“Our technological level might enable us to achieve sufficiency, but we need to prepare for the next stage, which is competitiveness and which is more difficult,” he said. “We need a new generation of technology not necessarily here now, but which we need to put together.”

One vehicle for that is the proposed Rice Academy at the PhilRice complex in Muñoz, Nueva Ecija.

“We want to encourage young farmers as their fathers near retirement,” said Dr. Manuel C. Regalado, PhilRice Deputy Executive Director for Research.

“And make rice farming more fun – and profitable,” said Dr. Karen Barroga, Chief of Development Communication. “Physical distance is no longer a barrier, there are many alternative routes to get the technology to the farmer.”

The research and training academy will be off and running in 2013 at a cost of P75 million for the first year. The idea is to provide training on the full cycle of rice farming under one roof, said Rasco, the country’s principal rice scientist who is no stranger to academe.

A member of the National Academy of Science and Technology, the country’s top advisory body on science and technology, Rasco was director of the Institute of Plant Breeding at the University of the Philippines Los Banos (UPLB) and professor at UP Mindanao prior to his appointment to PhilRice.

He completed his Masters of Science in Agriculture at UPLB in 1974 as a scholar of the Southeast Asian Regional Center for Graduate Study and Research in Agriculture (SEARCA). He obtained his PhD in Plant Breeding from Cornell University in the United States.

He was involved in various researches on vegetables, potato and sweet potato breeding and agronomy; development of underutilized crops; farming on slopes; genetically modified crops; and the sustainability of modern agriculture.

Rasco said PhilRice is looking at three legs of technology for rice farmers to stand on to be more competitive: one, biology (including biotechnology and genetic engineering); second, mechanization and automation; and third, Information Technology.

Information Technology, for example, will use satellite imagery to map rice areas.

“Now it’s mostly guesswork, we don’t know exactly how many hectares are planted to rice,” Rasco said. “If we know it, we can predict potential harvests, predict loses when typhoons strike. If we know it, we should not be hungry.”

The analytical tools are available, he said. Satellite images may be used to expand the handheld Leaf Color Chart now used by farmers to indicate a healthy rice plant in small plots.

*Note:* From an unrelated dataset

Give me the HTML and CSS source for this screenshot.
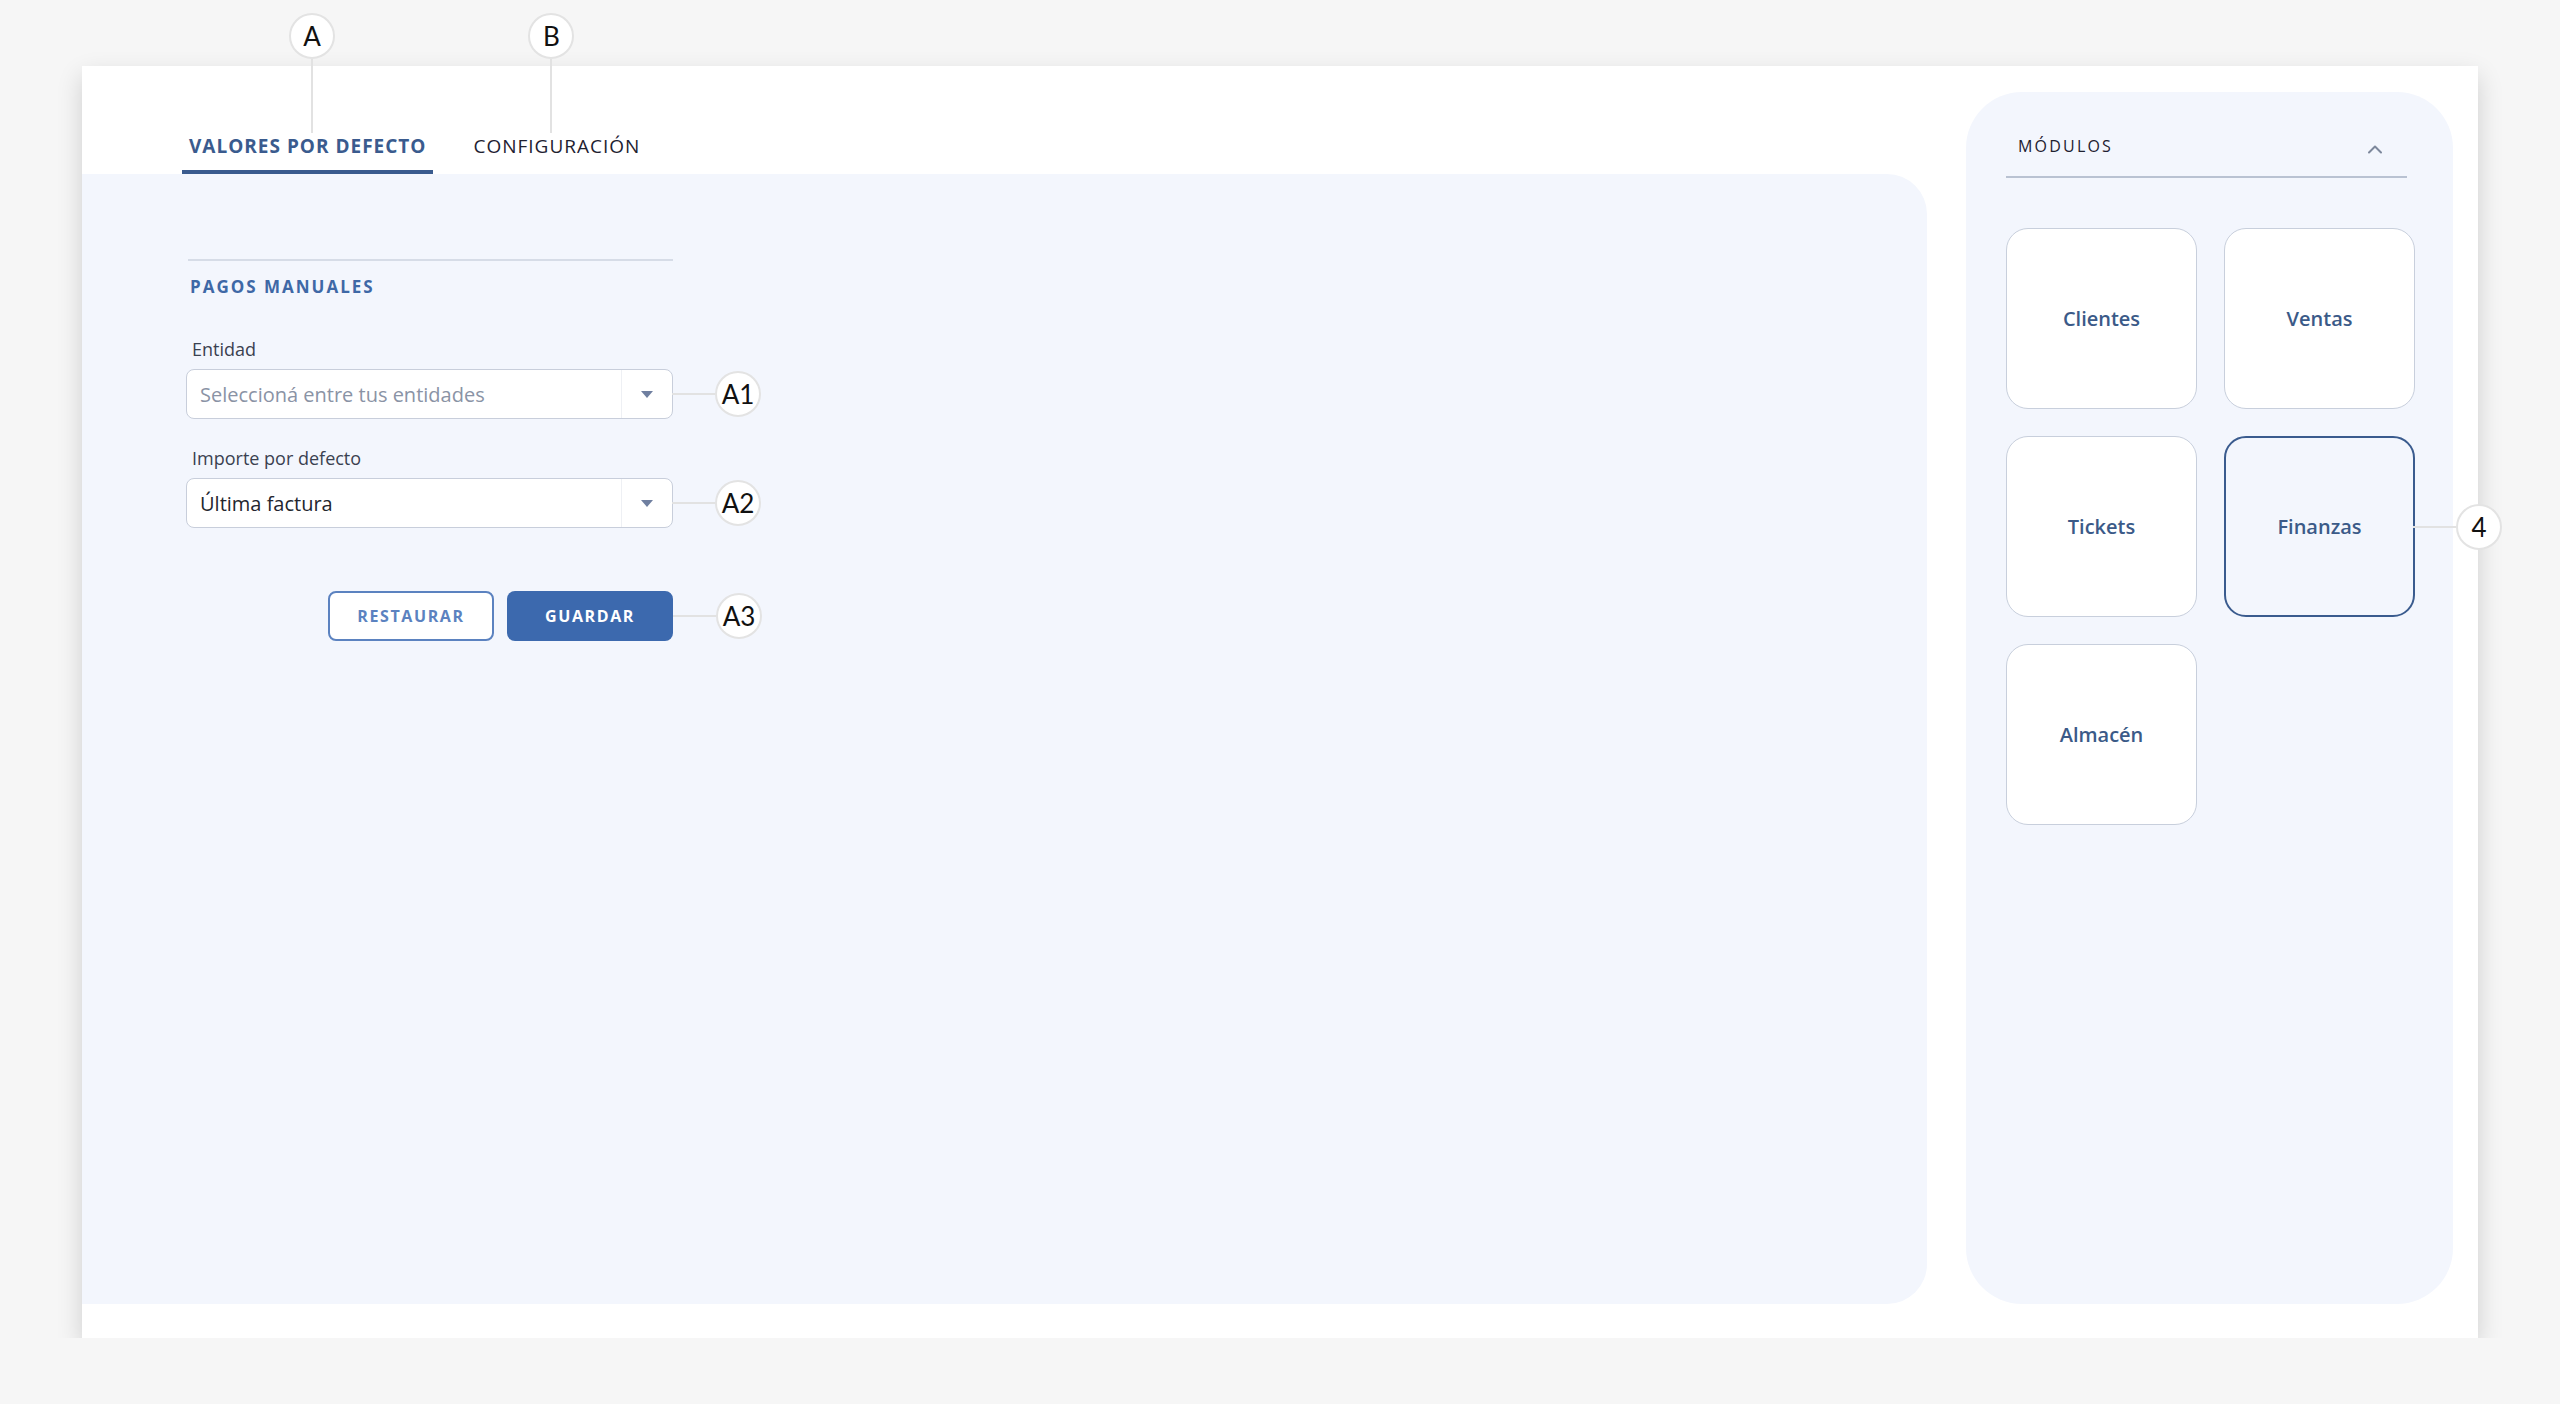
FILE: index.html
```html
<!DOCTYPE html>
<html lang="es">
<head>
    <meta charset="UTF-8">
    <meta name="viewport" content="width=device-width, initial-scale=1.0">
    <title>Valores por defecto</title>
    <link rel="stylesheet" href="styles.css">
</head>
<body>
    <div class="frame">
        <main class="main">
            <nav class="tabs">
                <a class="tab tab-active">
                    VALORES POR DEFECTO
                    <span class="callout callout-up callout-a"><span class="callout-dot">A</span></span>
                </a>
                <a class="tab">
                    CONFIGURACIÓN
                    <span class="callout callout-up callout-b"><span class="callout-dot">B</span></span>
                </a>
            </nav>

            <section class="panel">
                <div class="form">
                    <div class="form-rule"></div>
                    <h2 class="form-title">PAGOS MANUALES</h2>

                    <label class="field-label">Entidad</label>
                    <div class="select">
                        <span class="select-value placeholder">Seleccioná entre tus entidades</span>
                        <span class="select-arrow"><i></i></span>
                        <span class="callout callout-side"><span class="callout-dot">A1</span></span>
                    </div>

                    <label class="field-label">Importe por defecto</label>
                    <div class="select">
                        <span class="select-value">Última factura</span>
                        <span class="select-arrow"><i></i></span>
                        <span class="callout callout-side"><span class="callout-dot">A2</span></span>
                    </div>

                    <div class="actions">
                        <button class="btn btn-outline">RESTAURAR</button>
                        <button class="btn btn-primary">GUARDAR</button>
                        <span class="callout callout-side"><span class="callout-dot">A3</span></span>
                    </div>
                </div>
            </section>
        </main>

        <aside class="modules">
            <div class="modules-header">
                <span class="modules-title">MÓDULOS</span>
                <svg class="chevron" width="16" height="10" viewBox="0 0 16 10">
                    <polyline points="2,8.5 8,2.5 14,8.5" fill="none" stroke="#7d889c" stroke-width="2" stroke-linecap="round" stroke-linejoin="round"/>
                </svg>
            </div>
            <div class="module-grid">
                <div class="module">Clientes</div>
                <div class="module">Ventas</div>
                <div class="module">Tickets</div>
                <div class="module module-active">
                    Finanzas
                    <span class="callout callout-side"><span class="callout-dot">4</span></span>
                </div>
                <div class="module">Almacén</div>
            </div>
        </aside>
    </div>
</body>
</html>
```

FILE: styles.css
```css
body {
    margin: 0;
    padding: 66px 0 0 82px;
    background-color: #f6f6f6;
    font-family: "Open Sans", "Noto Sans", sans-serif;
    color: #2a2f3a;
}
.frame {
    width: 2396px;
    height: 1272px;
    box-sizing: border-box;
    padding: 0 25px 34px 0;
    background-color: #ffffff;
    box-shadow: 0 10px 24px rgba(0, 0, 0, 0.16);
    display: flex;
    gap: 39px;
}

/* left column: tabs + form panel */
.main {
    flex: 1;
    display: flex;
    flex-direction: column;
}
.tabs {
    height: 108px;
    box-sizing: border-box;
    padding-left: 100px;
    display: flex;
    align-items: flex-end;
    gap: 33px;
}
.tab {
    position: relative;
    padding: 0 7px 12px;
    border-bottom: 4px solid transparent;
    font-size: 19px;
    line-height: 24px;
    letter-spacing: 1px;
    color: #1e2130;
    cursor: pointer;
}
.tab-active {
    font-weight: 700;
    color: #3a5b8e;
    border-bottom-color: #3a5b8e;
}
.panel {
    flex: 1;
    background-color: #f3f6fd;
    border-radius: 0 40px 40px 0;
    padding: 85px 0 0 104px;
}
.form {
    width: 487px;
}
.form-rule {
    height: 2px;
    margin-left: 2px;
    background-color: #d6dce7;
}
.form-title {
    margin: 14px 0 38px 4px;
    font-size: 17px;
    line-height: 24px;
    font-weight: 700;
    letter-spacing: 2px;
    color: #3e68a6;
}
.field-label {
    display: block;
    margin: 0 0 8px 6px;
    font-size: 18px;
    line-height: 24px;
    color: #3a4150;
}
.select {
    position: relative;
    height: 50px;
    box-sizing: border-box;
    margin-bottom: 27px;
    background-color: #ffffff;
    border: 1px solid #c8cedb;
    border-radius: 8px;
    display: flex;
    align-items: center;
}
.select-value {
    flex: 1;
    padding-left: 13px;
    font-size: 20px;
    color: #23262e;
}
.select-value.placeholder {
    color: #8a93a5;
}
.select-arrow {
    width: 50px;
    height: 100%;
    border-left: 1px solid #eef0f4;
    display: flex;
    align-items: center;
    justify-content: center;
}
.select-arrow i {
    width: 0;
    height: 0;
    border-left: 6px solid transparent;
    border-right: 6px solid transparent;
    border-top: 7px solid #6f7fa0;
}
.actions {
    position: relative;
    margin-top: 63px;
    display: flex;
    justify-content: flex-end;
    gap: 13px;
}
.btn {
    width: 166px;
    height: 50px;
    border-radius: 8px;
    font-family: "Open Sans", sans-serif;
    font-size: 16px;
    font-weight: 700;
    letter-spacing: 1.6px;
    cursor: pointer;
}
.btn-outline {
    background-color: #ffffff;
    border: 2px solid #5b82c0;
    color: #5b82c0;
}
.btn-primary {
    background-color: #3c69ae;
    border: none;
    color: #ffffff;
}

/* right column: modules */
.modules {
    width: 487px;
    margin-top: 26px;
    box-sizing: border-box;
    padding: 42px 38px 0 40px;
    background-color: #f3f6fd;
    border-radius: 56px;
}
.modules-header {
    margin-right: 8px;
    padding: 0 24px 18px 12px;
    border-bottom: 2px solid #b9c2d2;
    display: flex;
    align-items: center;
    justify-content: space-between;
}
.modules-title {
    font-size: 16px;
    line-height: 24px;
    letter-spacing: 2.2px;
    color: #1e2130;
}
.chevron {
    margin-top: 6px;
}
.module-grid {
    margin-top: 50px;
    display: grid;
    grid-template-columns: 191px 191px;
    grid-auto-rows: 181px;
    gap: 27px;
}
.module {
    position: relative;
    box-sizing: border-box;
    background-color: #ffffff;
    border: 1px solid #c8cfdc;
    border-radius: 22px;
    display: flex;
    align-items: center;
    justify-content: center;
    font-size: 20px;
    font-weight: 600;
    color: #3b5a88;
}
.module-active {
    background-color: #f3f6fd;
    border: 2px solid #3a5b8e;
}

/* numbered annotation markers */
.callout {
    position: absolute;
    display: flex;
    align-items: center;
    pointer-events: none;
}
.callout-dot {
    width: 46px;
    height: 46px;
    box-sizing: border-box;
    border: 2px solid #e3e3e3;
    border-radius: 50%;
    background-color: #ffffff;
    display: flex;
    align-items: center;
    justify-content: center;
    font-family: "Lato", "Liberation Sans", sans-serif;
    font-weight: 400;
    font-size: 26px;
    letter-spacing: 0;
    color: #111111;
}
.callout-side {
    left: 100%;
    top: 50%;
    transform: translateY(-50%);
}
.callout-side::before {
    content: "";
    width: 43px;
    height: 2px;
    background-color: #e2e2e2;
}
.callout-up {
    bottom: calc(100% + 1px);
    flex-direction: column;
    transform: translateX(-50%);
}
.callout-up::after {
    content: "";
    width: 2px;
    height: 74px;
    background-color: #e2e2e2;
}
.callout-a {
    left: 130px;
}
.callout-b {
    left: 85px;
}
```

Satellite imagery can enhance the plots into hectares of ricefields into data that are analyzed to complement the Leaf Color Chart on the ground.

Rasco said PhilRice is looking at expanding the use of mobile telecommunication, including mobile phones, android applications, social networking and multimedia to reach not just farmers but even those remotely connected to farms, such as Filipinos working abroad who have the interest and the money to invest in rice growing to help their farming families.

“The basis in the future is knowledge, not just natural resources, and producing more rice out of increasingly limited land and water available,” he said. “There’s so much knowledge out there on how to use land and water efficiently.”

In the past, Rasco said, the thrust was to have more rice land cultivated and irrigated. “We are nearing the end of that, there’s no more rice areas left to expand cultivation. Today, we need to acquire, process and use information, like knowing the rice hectarage by satellite,” he said. The same technology can be used to monitor pest outbreaks in the future.

Then there’s biology, like rethinking the future by thinking green: breeding rice varieties that need low energy inputs; tapping biological control in managing pests; and biological fertilizers for supporting the nutritional needs of rice.

In 2010, the Bureau of Agricultural Statistics report, the national average spending on fuel and oil was P808 per hectare. Other costs included fertilizers, pesticides, seeds, labor and rents at an average P39,300; it is more expensive in irrigated areas.

To cut energy costs, new varieties will require less fertilizers, pesticides and water – without decreasing average yields. To reduce energy-related inputs, new varieties would be ready for harvest 100 days after sowing; current varieties mature from 108 to 118 days, needing more energy to grow.

In automation, Rasco said PhilRice will mass produce simple and affordable farm machineries. The target is to raise mechanization from half a horsepower per hectare today to at least 1.5 horsepower.

“There are lots of prototypes in the PhilRice laboratory and we’ll mass produce them, complete with interchangeable parts to make it cheaper much like the way we now assemble Toyotas. We will industrialize rice farming. It’s that simple: some machineries need only about 50 parts, including nuts and bolts.”

It will start “an entirely new industry,” he said. “It will be one giant step forward in farming.”

A fabrication plant will open at PhilRice in a year’s time at a cost of P75 million for the first year, about the same cost as starting up the Rice Academy.

“It will be seed money that rolls over for the mass production to be self-sustaining,” Rasco said. “It can be done with the right management and technology.”